ECONOMIC IMPROVEMENT
Going forward, Jokowi, and more generally the country he hopes to rule, may also turn out to be the beneficiary of good fortune. After a ruinous past year, which saw the rupiah enfeebled and the current account deficit widen to record levels, Asean’s largest economy again appears to be in the ascendancy. Growth is expected to come in at between 5.5% and 5.9% in 2014, according to Bank Indonesia, while Paul Gruenwald, chief Asia Pacific economist at Standard & Poor’s in Singapore, sees GDP expanding at “close to 6%”.
Interest rates were kept on hold at 7.5% for the fifth straight Bank Indonesia meeting on April 8, at which the central bank tipped annualised first quarter GDP growth to come in at 5.77%. It appears confident that inflation will remain within its stated target range of 3.5%-5.5% in 2014, a considerable drop from last year’s 8.38%, so long as oil prices remain under control.

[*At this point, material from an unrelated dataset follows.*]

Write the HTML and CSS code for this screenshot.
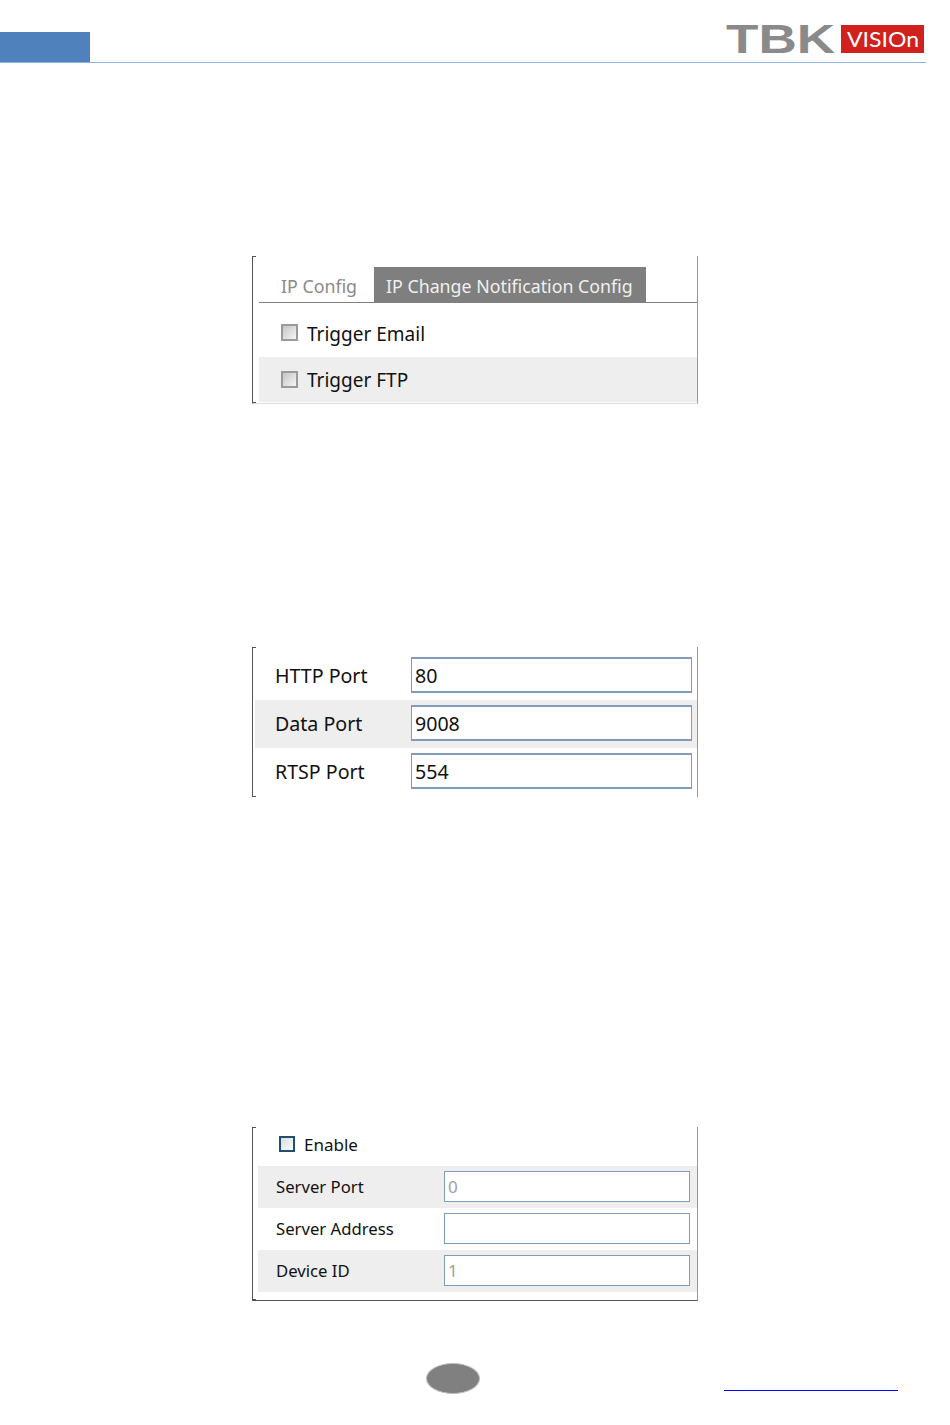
FILE: index.html
```html
<!DOCTYPE html>
<html lang="en">
<head>
<meta charset="utf-8">
<title>TBK Vision manual page</title>
<link rel="stylesheet" href="styles.css">
</head>
<body>
<header class="page-header">
  <div class="header-tab"></div>
  <svg class="logo" width="200" height="44" viewBox="0 0 200 44" role="img" aria-label="TBK Vision">
    <text class="logo-tbk" x="1" y="37" textLength="109" lengthAdjust="spacingAndGlyphs">TBK</text>
    <rect x="116" y="9" width="83" height="28" fill="#d0211f"/>
    <text class="logo-vision" x="122" y="31" textLength="72" lengthAdjust="spacingAndGlyphs">VISIOn</text>
  </svg>
</header>

<section class="panel panel-tabs">
  <div class="tabs">
    <span class="tab">IP Config</span>
    <span class="tab tab-active">IP Change Notification Config</span>
  </div>
  <label class="check-row check-row-first"><input type="checkbox" class="check"><span class="check-text">Trigger Email</span></label>
  <label class="check-row check-row-alt"><input type="checkbox" class="check"><span class="check-text">Trigger FTP</span></label>
</section>

<section class="panel panel-ports">
  <div class="port-row port-row-first"><span class="port-label">HTTP Port</span><input class="port-input" value="80"></div>
  <div class="port-row port-row-alt"><span class="port-label">Data Port</span><input class="port-input" value="9008"></div>
  <div class="port-row"><span class="port-label">RTSP Port</span><input class="port-input" value="554"></div>
</section>

<section class="panel panel-server">
  <label class="enable-row"><input type="checkbox" class="check check-blue"><span>Enable</span></label>
  <div class="server-row server-row-alt"><span class="server-label">Server Port</span><input class="server-input" value="0" disabled></div>
  <div class="server-row"><span class="server-label">Server Address</span><input class="server-input"></div>
  <div class="server-row server-row-alt"><span class="server-label">Device ID</span><input class="server-input" value="1" disabled></div>
</section>

<footer class="page-footer">
  <div class="page-dot"></div>
  <div class="footer-link"></div>
</footer>
</body>
</html>
```

FILE: styles.css
```css
* { box-sizing: border-box; }
html, body { margin: 0; padding: 0; }
body {
  width: 950px;
  height: 1425px;
  overflow: hidden;
  background: #fff;
  font-family: "Noto Sans", "Open Sans", sans-serif;
  color: #111;
}

.page-header {
  width: 926px;
  height: 63px;
  border-bottom: 1px solid #8db3e0;
  display: flex;
  justify-content: space-between;
  align-items: flex-end;
}
.header-tab { width: 90px; height: 30px; background: #4f81bd; }
.logo { margin: 0 1px 2px 0; display: block; }
.logo-tbk { font: 700 40px "Liberation Sans", sans-serif; fill: #8a8a8a; }
.logo-vision { font: 400 22px "Lato", sans-serif; fill: #fff; }

.panel {
  position: relative;
  width: 446px;
  margin-left: 252px;
  border-left: 1px solid #555;
  border-right: 1px solid #999;
}
.panel::before, .panel::after {
  content: "";
  position: absolute;
  left: 0;
  width: 3px;
  height: 1px;
  background: #555;
}
.panel::before { top: 0; }
.panel::after { bottom: 0; }

.panel-tabs {
  margin-top: 193px;
  height: 148px;
  padding: 11px 0 0 6px;
  border-bottom: 1px solid #ddd;
}
.tabs {
  height: 36px;
  display: flex;
  border-bottom: 1px solid #7f7f7f;
  font-size: 17.8px;
}
.tab {
  padding-left: 22px;
  width: 115px;
  line-height: 38px;
  color: #8a8a8a;
}
.tab-active {
  width: 272px;
  height: 36px;
  padding-left: 12px;
  background: #7f7f7f;
  color: #f0f0f0;
}
.check-row {
  display: flex;
  align-items: center;
  padding-left: 22px;
  font-size: 19px;
}
.check-row-first { height: 54px; padding-top: 4px; }
.check-row-first .check-text { padding-top: 4px; }
.check-row-alt { height: 45px; padding-bottom: 1px; background: #eee; }
.check-row-alt .check-text { padding-top: 2px; }
.check {
  appearance: none;
  margin: 0 9px 0 0;
  width: 17px;
  height: 17px;
  flex: none;
  border: 2px solid #9a9a9a;
  background: linear-gradient(135deg, #c4c4c4, #f6f6f6);
}
.check-blue {
  width: 16px;
  height: 16px;
  border-color: #1f4e79;
  background: linear-gradient(135deg, #dcdcdc, #fbfbfb);
}

.panel-ports {
  margin-top: 243px;
  height: 150px;
  padding-left: 2px;
}
.port-row {
  height: 48px;
  display: flex;
  align-items: center;
  padding: 0 0 2px 20px;
}
.port-row-first { height: 53px; padding-top: 5px; }
.port-row-alt { background: #eee; }
.port-label { width: 136px; font-size: 19.6px; }
.port-input {
  width: 281px;
  height: 36px;
  padding: 0 3px;
  border: 2px solid #7f9db9;
  border-width: 2px 1.5px;
  font: 19.6px "Noto Sans", sans-serif;
  color: #111;
  background: #fff;
}

.panel-server {
  margin-top: 330px;
  height: 174px;
  border-bottom: 1px solid #555;
  padding-left: 5px;
}
.enable-row {
  height: 39px;
  display: flex;
  align-items: center;
  padding: 0 0 5px 21px;
  font-size: 17px;
}
.server-row {
  height: 42px;
  display: flex;
  align-items: center;
  padding: 0 0 2px 18px;
}
.server-row-alt { background: #eee; }
.server-label { width: 168px; font-size: 16.7px; }
.server-input {
  width: 246px;
  height: 31px;
  padding: 0 3px;
  border: 1px solid #7f9db9;
  font: 17px "Noto Sans", sans-serif;
  background: #fff;
}
.server-input:disabled { color: #a0a0a0; background: #fff; }

.page-footer {
  margin-top: 62px;
  width: 898px;
  height: 31px;
  padding-left: 426px;
  display: flex;
  justify-content: space-between;
  align-items: flex-end;
}
.page-dot {
  width: 54px;
  height: 31px;
  border-radius: 50%;
  background: #808080;
  border: 1px solid #bdbdbd;
}
.footer-link {
  width: 174px;
  height: 1px;
  margin-bottom: 3px;
  background: #0000ff;
}
```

Indonesia’s export-geared economy should benefit from improving economic conditions in Europe and North America, though concerns remain about softening growth in China, a major importer of Indonesian coal and foodstuffs. “A lot of Indonesia’s problems, particularly the current account deficit, will dissipate as the global economy continues to pick up steam, causing Indonesian export numbers to improve,” says S&P’s Gruenwald. A further sign of improvement came in February, when Indonesia posted a small trade surplus.
Inflation easing down, growth ticking up, interest rates steady, the potential for exports to move upward, a new president on the horizon able to blend business pragmatism with retail populism, and exports likely to push north as the global economy firms. Investors are already forgetting to remember Indonesia’s fragile five designation as they pour back into domestic stocks and bonds. How fast things change.